At the same time, American readers will experience the requisite “I-know-better” feeling of modern hindsight. For instance, when Paul worries about Nat’s exposure to radiation, she protests by stating that she gets her feet X-rayed all the time at the shoe store. These moments are expertly folded into the story so that they resonate less as bald irony than as integral details depicting the lives and culture of the characters. Of course Nat would talk about it in this way; it is believable because Williams cares about her characters. While some contemporary, and historical, fiction has been about the wink-wink of knowing better, Williams’ work allows us to both know better and become invested in the world she draws.

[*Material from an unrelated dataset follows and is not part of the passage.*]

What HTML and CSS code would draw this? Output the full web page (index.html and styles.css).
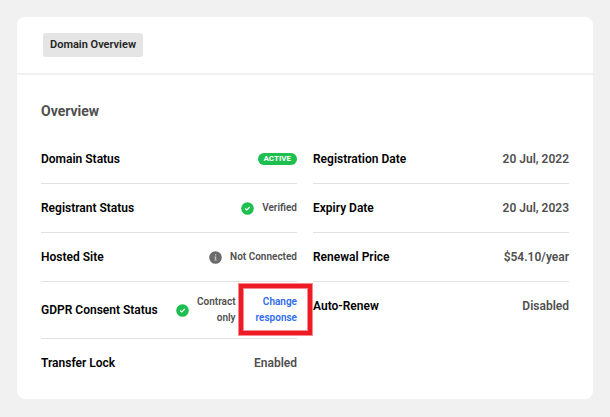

The Longest Night deftly speaks to uncertainty—scientific, emotional, and psychological—as great and terrible power is manipulated, harnessed, lost, and exposed. This complicated wrestling with uncertainty is a large part of what makes this novel both historical and contemporary. The novel questions how and why we trust each other and nameless others who keep the world going under the pretense of security and safety. These are humans, after all, as Williams so deftly demonstrates. A large part of the novel’s success lies in how Williams weaves this uncertainty through the stories of the characters. The book leaves the reader thinking about all the ways we fail in communities—socially, politically, and in our everyday interactions with the people we love most—and how we move forward anyway.
Williams’ background, as the spouse of an active-duty naval officer and mother of three children, will enhance credibility for those readers connected with the military. Williams offers for civilian readers the textured uniqueness of military communities and lives, as well as a glimpse into the stories and harrowing incidents that remain untold. The Longest Night is not simply a historical piece borne from extensive research and imagined perspectives, but a resonating reflection of the nuance and threats of nuclear and military power as well as the everyday lives of those closest to this power and the uncertainties it can yield.